--- Source material ---

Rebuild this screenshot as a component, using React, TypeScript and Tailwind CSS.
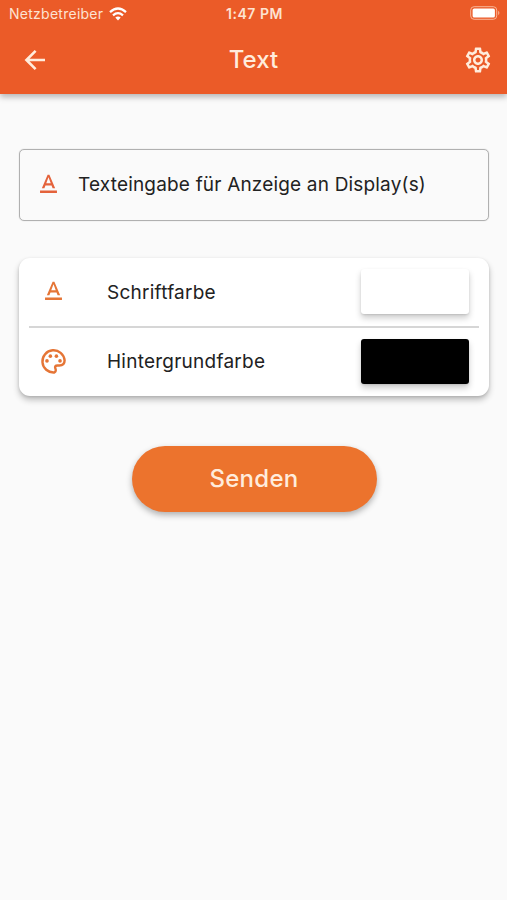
import React from "react";
import { MdOutlineSettings, MdTextFormat } from "react-icons/md";

function StatusBar() {
  return (
    <div className="grid h-[27px] grid-cols-3 items-center pl-[9px] pr-[7px] text-[14px] leading-none text-[#fde3d2]">
      <div className="flex items-center gap-[6px]">
        <span className="pt-px tracking-[0.26px]">Netzbetreiber</span>
        <svg width="18" height="14" viewBox="0 0 18 14" fill="none" stroke="#fff" strokeWidth="2.3">
          <path d="M1 5.1 Q9 -2 17 5.1" />
          <path d="M4 8.3 Q9 4 14 8.3" />
          <path d="M6.3 10.6 Q9 8.5 11.7 10.6 L9 13.4 Z" fill="#fff" stroke="none" />
        </svg>
      </div>
      <span className="text-center text-[14px] font-semibold tracking-[0.5px]">1:47 PM</span>
      <div className="flex justify-end">
        <svg width="30" height="14" viewBox="0 0 30 14" fill="none" className="-mt-px">
          <rect x="0.7" y="0.7" width="26" height="12.6" rx="3.4" stroke="#f9b598" strokeWidth="1" />
          <rect x="2.6" y="2.5" width="22.3" height="9" rx="1.6" fill="#fff" />
          <path d="M28.2 4.8 Q30.6 7 28.2 9.2 Z" fill="#f9b598" />
        </svg>
      </div>
    </div>
  );
}

function BackIcon() {
  return (
    <svg width="30" height="30" viewBox="0 0 30 30" fill="none" stroke="currentColor" strokeWidth="2.6">
      <path d="M25 15 H7 M15.6 5.8 L6.4 15 L15.6 24.2" />
    </svg>
  );
}

function PaletteIcon() {
  return (
    <svg width="29" height="29" viewBox="0 0 24 24" fill="none" stroke="currentColor" strokeWidth="2" strokeLinejoin="round">
      <path d="M12.6 21.1 A9.2 9.2 0 1 1 21.2 11 C21.2 13.8 19.3 15.3 16.8 15.3 H15.2 C13.6 15.3 13 16.3 13.5 17.6 C14.1 19.1 14.1 20.6 12.6 21.1 Z" />
      <g fill="currentColor" stroke="none">
        <circle cx="6.6" cy="11.5" r="1.5" />
        <circle cx="9.4" cy="7.6" r="1.5" />
        <circle cx="14.4" cy="7.6" r="1.5" />
        <circle cx="17.4" cy="11.5" r="1.5" />
      </g>
    </svg>
  );
}

function ColorRow({ icon, label, swatch }: { icon: React.ReactNode; label: string; swatch: string }) {
  return (
    <div className="flex h-[69px] items-center pb-[2px]">
      <div className="w-[88px] pl-[20px] text-[#e57536]">{icon}</div>
      <span className="flex-1 pt-px tracking-[0.24px]">{label}</span>
      <div
        className={`mr-[20px] h-[45px] w-[108px] rounded-[3px] shadow-[0_4px_6px_rgba(0,0,0,0.2),0_1px_2px_rgba(0,0,0,0.1)] ${swatch}`}
      />
    </div>
  );
}

export default function App() {
  return (
    <div className="min-h-[900px] w-[507px] bg-[#fafafa] font-['Inter',sans-serif] text-[19px] leading-none tracking-[0.18px] text-[#222]">
      <header className="h-[94px] bg-[#eb5b28] shadow-[0_3px_6px_rgba(0,0,0,0.28)]">
        <StatusBar />
        <div className="flex h-[65px] items-center justify-between pr-[14px] pl-[20px] text-[#ffecdc]">
          <BackIcon />
          <h1 className="ml-[-6px] pt-px text-center text-[24px] font-medium tracking-normal">Text</h1>
          <MdOutlineSettings size={30} />
        </div>
      </header>

      <main className="flex flex-col pt-[55px] pr-[18px] pl-[19px]">
        <div className="flex h-[72px] items-center rounded-[5px] border border-[#b0b0b0] pb-px pl-[14px] shadow-[0_0_1px_rgba(0,0,0,0.3)]">
          <MdTextFormat size={29} className="text-[#e4623b]" />
          <span className="pl-[15px]">Texteingabe für Anzeige an Display(s)</span>
        </div>

        <section className="mt-[37px] h-[138px] rounded-[11px] bg-white shadow-[0_4px_6px_rgba(0,0,0,0.24),0_1px_3px_rgba(0,0,0,0.12)]">
          <ColorRow icon={<MdTextFormat size={29} />} label="Schriftfarbe" swatch="bg-white" />
          <div className="mx-[10px] -mt-px h-[1.5px] bg-[#d6d6d6]" />
          <ColorRow icon={<PaletteIcon />} label="Hintergrundfarbe" swatch="bg-black" />
        </section>

        <button className="mt-[50px] ml-[112.5px] h-[66px] w-[245px] rounded-full bg-[#ec732d] text-[24px] font-medium tracking-[0.3px] text-[#ffecdc] shadow-[0_3px_6px_rgba(0,0,0,0.3)]">
          Senden
        </button>
      </main>
    </div>
  );
}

---

Problem statement »
Restate the data above word for word. Do not include the images.

Reply »
Rebuild this screenshot as a component, using React, TypeScript and Tailwind CSS.
import React from "react";
import { MdOutlineSettings, MdTextFormat } from "react-icons/md";

function StatusBar() {
  return (
    <div className="grid h-[27px] grid-cols-3 items-center pl-[9px] pr-[7px] text-[14px] leading-none text-[#fde3d2]">
      <div className="flex items-center gap-[6px]">
        <span className="pt-px tracking-[0.26px]">Netzbetreiber</span>
        <svg width="18" height="14" viewBox="0 0 18 14" fill="none" stroke="#fff" strokeWidth="2.3">
          <path d="M1 5.1 Q9 -2 17 5.1" />
          <path d="M4 8.3 Q9 4 14 8.3" />
          <path d="M6.3 10.6 Q9 8.5 11.7 10.6 L9 13.4 Z" fill="#fff" stroke="none" />
        </svg>
      </div>
      <span className="text-center text-[14px] font-semibold tracking-[0.5px]">1:47 PM</span>
      <div className="flex justify-end">
        <svg width="30" height="14" viewBox="0 0 30 14" fill="none" className="-mt-px">
          <rect x="0.7" y="0.7" width="26" height="12.6" rx="3.4" stroke="#f9b598" strokeWidth="1" />
          <rect x="2.6" y="2.5" width="22.3" height="9" rx="1.6" fill="#fff" />
          <path d="M28.2 4.8 Q30.6 7 28.2 9.2 Z" fill="#f9b598" />
        </svg>
      </div>
    </div>
  );
}

function BackIcon() {
  return (
    <svg width="30" height="30" viewBox="0 0 30 30" fill="none" stroke="currentColor" strokeWidth="2.6">
      <path d="M25 15 H7 M15.6 5.8 L6.4 15 L15.6 24.2" />
    </svg>
  );
}

function PaletteIcon() {
  return (
    <svg width="29" height="29" viewBox="0 0 24 24" fill="none" stroke="currentColor" strokeWidth="2" strokeLinejoin="round">
      <path d="M12.6 21.1 A9.2 9.2 0 1 1 21.2 11 C21.2 13.8 19.3 15.3 16.8 15.3 H15.2 C13.6 15.3 13 16.3 13.5 17.6 C14.1 19.1 14.1 20.6 12.6 21.1 Z" />
      <g fill="currentColor" stroke="none">
        <circle cx="6.6" cy="11.5" r="1.5" />
        <circle cx="9.4" cy="7.6" r="1.5" />
        <circle cx="14.4" cy="7.6" r="1.5" />
        <circle cx="17.4" cy="11.5" r="1.5" />
      </g>
    </svg>
  );
}

function ColorRow({ icon, label, swatch }: { icon: React.ReactNode; label: string; swatch: string }) {
  return (
    <div className="flex h-[69px] items-center pb-[2px]">
      <div className="w-[88px] pl-[20px] text-[#e57536]">{icon}</div>
      <span className="flex-1 pt-px tracking-[0.24px]">{label}</span>
      <div
        className={`mr-[20px] h-[45px] w-[108px] rounded-[3px] shadow-[0_4px_6px_rgba(0,0,0,0.2),0_1px_2px_rgba(0,0,0,0.1)] ${swatch}`}
      />
    </div>
  );
}

export default function App() {
  return (
    <div className="min-h-[900px] w-[507px] bg-[#fafafa] font-['Inter',sans-serif] text-[19px] leading-none tracking-[0.18px] text-[#222]">
      <header className="h-[94px] bg-[#eb5b28] shadow-[0_3px_6px_rgba(0,0,0,0.28)]">
        <StatusBar />
        <div className="flex h-[65px] items-center justify-between pr-[14px] pl-[20px] text-[#ffecdc]">
          <BackIcon />
          <h1 className="ml-[-6px] pt-px text-center text-[24px] font-medium tracking-normal">Text</h1>
          <MdOutlineSettings size={30} />
        </div>
      </header>

      <main className="flex flex-col pt-[55px] pr-[18px] pl-[19px]">
        <div className="flex h-[72px] items-center rounded-[5px] border border-[#b0b0b0] pb-px pl-[14px] shadow-[0_0_1px_rgba(0,0,0,0.3)]">
          <MdTextFormat size={29} className="text-[#e4623b]" />
          <span className="pl-[15px]">Texteingabe für Anzeige an Display(s)</span>
        </div>

        <section className="mt-[37px] h-[138px] rounded-[11px] bg-white shadow-[0_4px_6px_rgba(0,0,0,0.24),0_1px_3px_rgba(0,0,0,0.12)]">
          <ColorRow icon={<MdTextFormat size={29} />} label="Schriftfarbe" swatch="bg-white" />
          <div className="mx-[10px] -mt-px h-[1.5px] bg-[#d6d6d6]" />
          <ColorRow icon={<PaletteIcon />} label="Hintergrundfarbe" swatch="bg-black" />
        </section>

        <button className="mt-[50px] ml-[112.5px] h-[66px] w-[245px] rounded-full bg-[#ec732d] text-[24px] font-medium tracking-[0.3px] text-[#ffecdc] shadow-[0_3px_6px_rgba(0,0,0,0.3)]">
          Senden
        </button>
      </main>
    </div>
  );
}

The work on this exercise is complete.